Becky’s coaches and teammates supported her participation, her lawyers wrote in a Supreme Court brief, and children on other teams did not object. “Despite regularly finishing near the back of the pack, she loves to play, have fun with her friends and try her best,” the brief said.

State officials did not appeal the preliminary injunction.

Judge Goodwin ultimately ruled against Becky, but it seemed plain that he did so with a heavy heart.

“B.P.J. is a 12-year-old transgender girl in middle school, often considered a memorable and pivotal time in a child’s life,” Judge Goodwin wrote in February in turning down a request for a stay of his ruling against Becky while her lawyers appealed, saying it was “a novel and difficult case.”

He wrote that “not one child has been or is likely to be harmed by B.P.J.’s continued participation on her middle school’s cross country and track teams.”

Larger principles were also on Becky’s side, Judge Goodwin wrote. “There is a public interest,” he wrote, “in celebrating not only the unique differences of those who fit into society’s binary world but also those who fall outside that box.”

Judge Goodwin nonetheless ruled that the state law did not run afoul of the Constitution or a federal law barring sex discrimination in education. As a general matter, the judge wrote, students whose sex assigned at birth was male have an advantage in competitive sports.

“While some females may be able to outperform some males, it is generally accepted that, on average, males outperform females athletically because of inherent physical differences between the sexes,” he wrote, adding, “I do not see how I could find that the state’s classification based on biological sex is not substantially related to its interest in providing equal athletic opportunities for females.”

He said the state was free to adopt a more inclusive policy but was entitled to choose the restrictive one in the 2021 law.

A divided three-judge panel of the U.S. Court of Appeals for the Fourth Circuit, in Richmond, Va., issued a one-sentence order allowing Becky to continue to compete while an appeal moved forward. The spring track-and-field season began in February.

In dissent on Thursday, Justice Alito wrote that “enforcement of the law at issue should not be forbidden by the federal courts without any explanation.”
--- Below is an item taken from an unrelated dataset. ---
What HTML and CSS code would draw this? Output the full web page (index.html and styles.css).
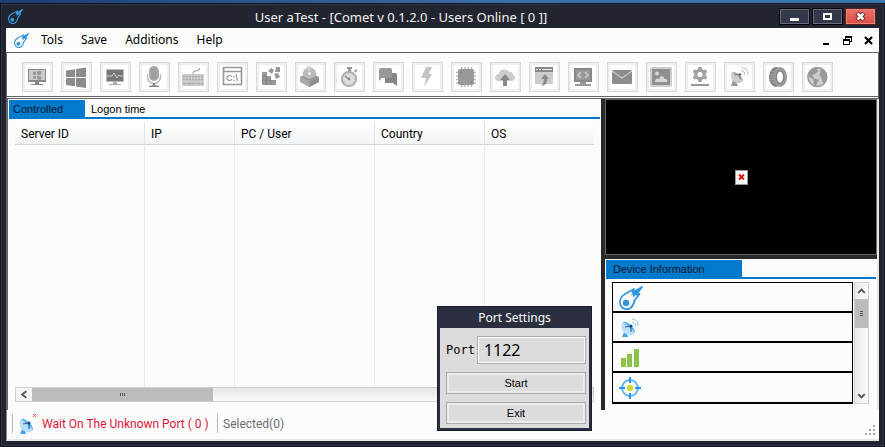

At the same time, he was critical of the state’s failure to appeal Judge Goodwin’s initial injunction. Justice Alito noted that in general “a litigant whose claim of urgency is belied by its own conduct should not expect discretionary emergency relief from a court.”

“But in the circumstances present here — where a divided panel of a lower court has enjoined a duly enacted state law on an important subject without a word of explanation, notwithstanding that the district court granted summary judgment to the state based on a fact-intensive record — the state is entitled to relief,” Justice Alito wrote.

In their Supreme Court brief, lawyers for the state wrote that the appeals court had made a grave error. “Nothing warrants the Fourth Circuit majority’s radical approach, and this court should vacate its unreasoned and incorrect injunction,” the state’s brief said. “Complete lack of analysis is the first tell that something is amiss, as federal courts should not enjoin democratically passed legislation without at least providing a rationale.”

The brief went on: “If the injunction below stands, sex-separated sports as they are traditionally understood will be functionally illegal in West Virginia public schools and universities.”

Becky’s lawyers wrote that they were puzzled by that statement, as they were not aware of any transgender student seeking to play school sports in West Virginia other than her.